A warning to industry

ECA has warned Government and industry against a counterproductive trend towards short, classroom-based courses, which claim to prepare budding tradespeople for electrical and other installation work. These courses do not provide the technical understanding, or the extended real-life, on-the-job experience needed to ensure safe electrical work.

However, within the electrotechnical industry, many individuals are claiming to be competent electricians despite having trained, in some cases, for only a matter of weeks.

The publication in August 2019 of the ‘Raising the Bar’ recommendations underline the urgency and importance of ensuring that everyone who works in and on buildings must be sufficiently competent.
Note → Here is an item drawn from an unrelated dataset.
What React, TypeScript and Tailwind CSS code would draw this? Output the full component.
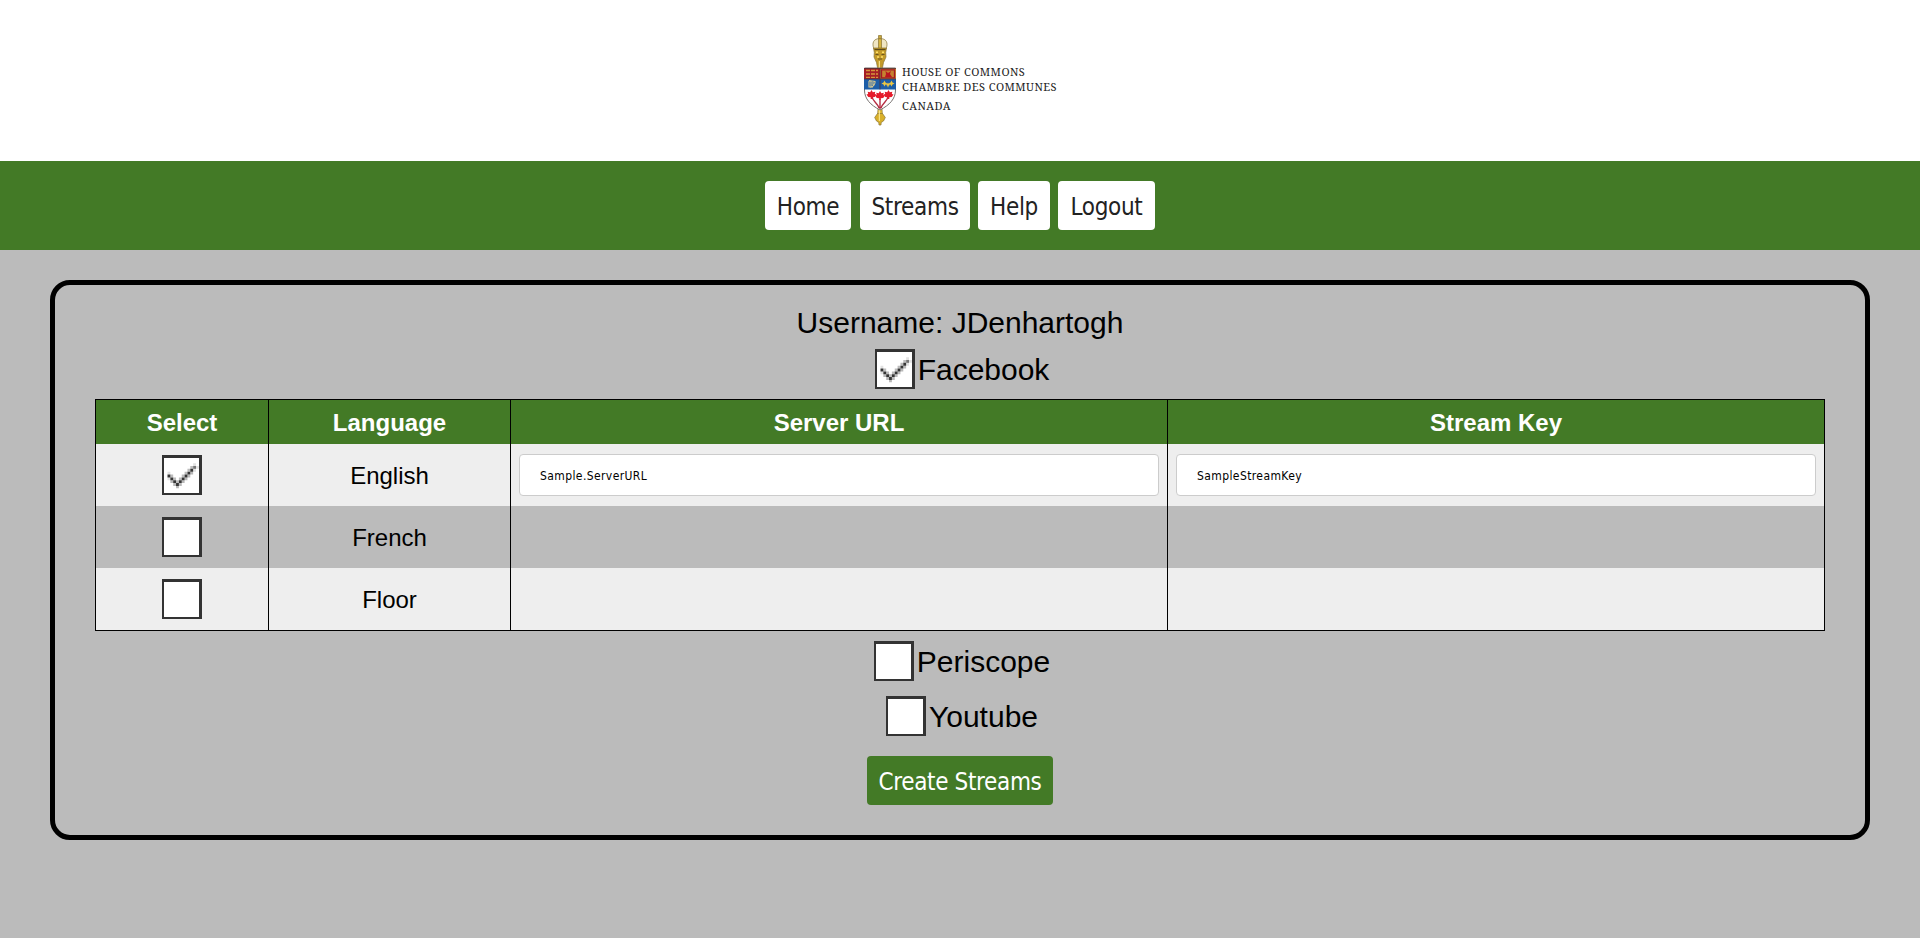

We should all remember we are talking about protecting people’s lives. To be blunt, it’s time to stop messing around with low levels of electrical and fire safety competence, and in particular it’s high time to say a final goodbye to the so-called ‘five-week wonders’ – wrongly deemed by some as competent to design and install electrical work.

Paths to competence

ECA has mapped a way forward in our response to ‘Raising the Bar’. We and the wider industry need to stop settling for low levels of competence, which put buildings, and hence lives, at risk.
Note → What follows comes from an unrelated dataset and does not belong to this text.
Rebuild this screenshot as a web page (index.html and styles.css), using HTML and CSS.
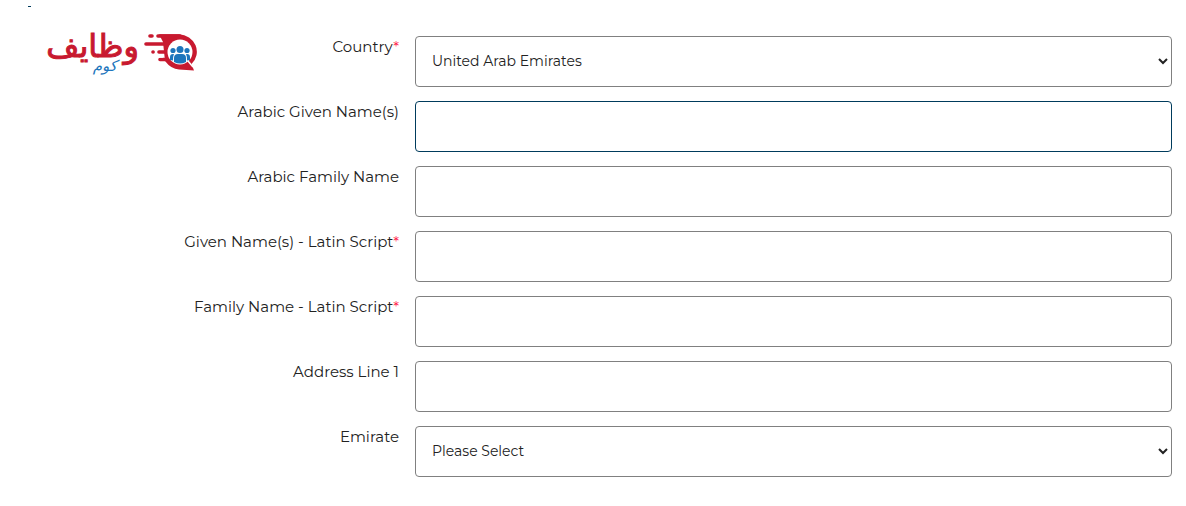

We strongly support all five ‘Raising the Bar’ recommendations concerning the competence of installers:

  • There should be independent third-party certification of all enterprises undertaking installation work.
  • All individual installers must hold a minimum Level 2 or 3 Ofqual-regulated, competence-based qualification (Level 3 being the minimum in the electrotechnical sector).

ECA unequivocally advocates technical apprenticeships for new entrants.
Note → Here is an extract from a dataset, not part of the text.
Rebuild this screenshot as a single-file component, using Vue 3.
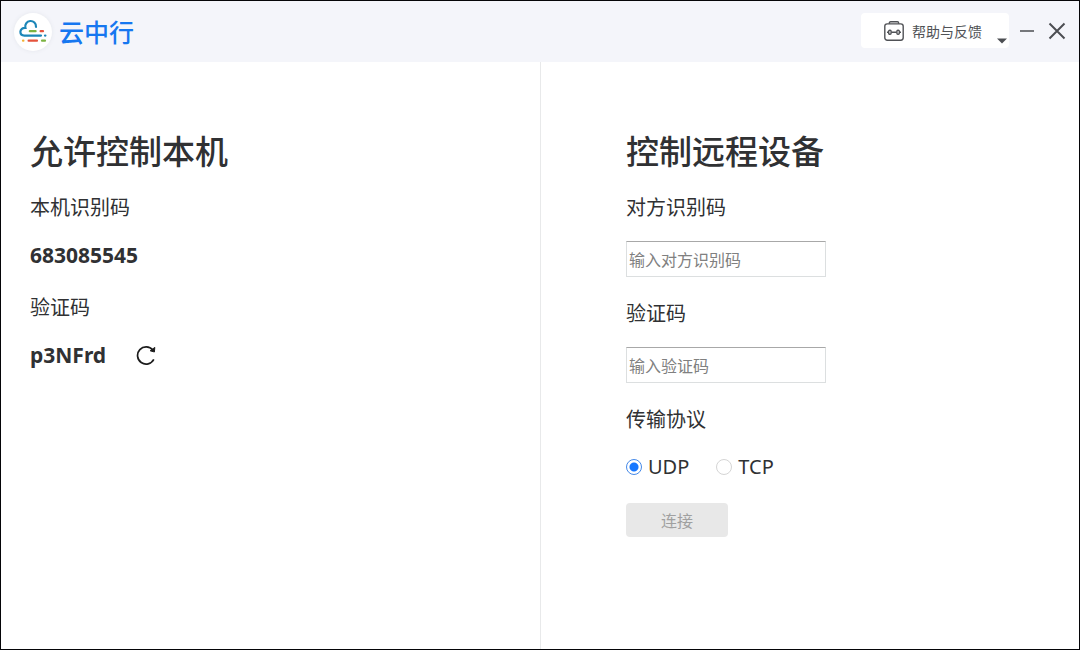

  • The electrotechnical sector as a whole should adopt the Electrotechnical Certification card Scheme (ECS) as proof of the qualifications an individual holds.
  • An open-ended obligation to undertake CPD should ensure all installers remain up-to-date with the latest relevant regulations and other developments. 
  • All installers should have appropriate knowledge of fire safety in buildings, with standardised, mandatory training units.

In the months following the Grenfell fire, former chair of the Health and Safety Executive Dame Judith Hackitt was tasked with undertaking an Independent Review of Building Regulations and Fire Safety, to address the flaws in the system which allowed the disaster to happen.

ECA and the Fire and Security Association (FSA) made a number of influential representations to the review, having listened closely to industry concerns over competence and fire safety.

Earlier this year, we welcomed the Government’s confirmation that a new regulatory system would come into place, supported by stronger sanctions and enforcement powers. 

With phase two of the Grenfell inquiry report now underway, ECA and the FSA will continue to offer advice and informed opinion wherever possible, to ensure such a tragedy can never happen again.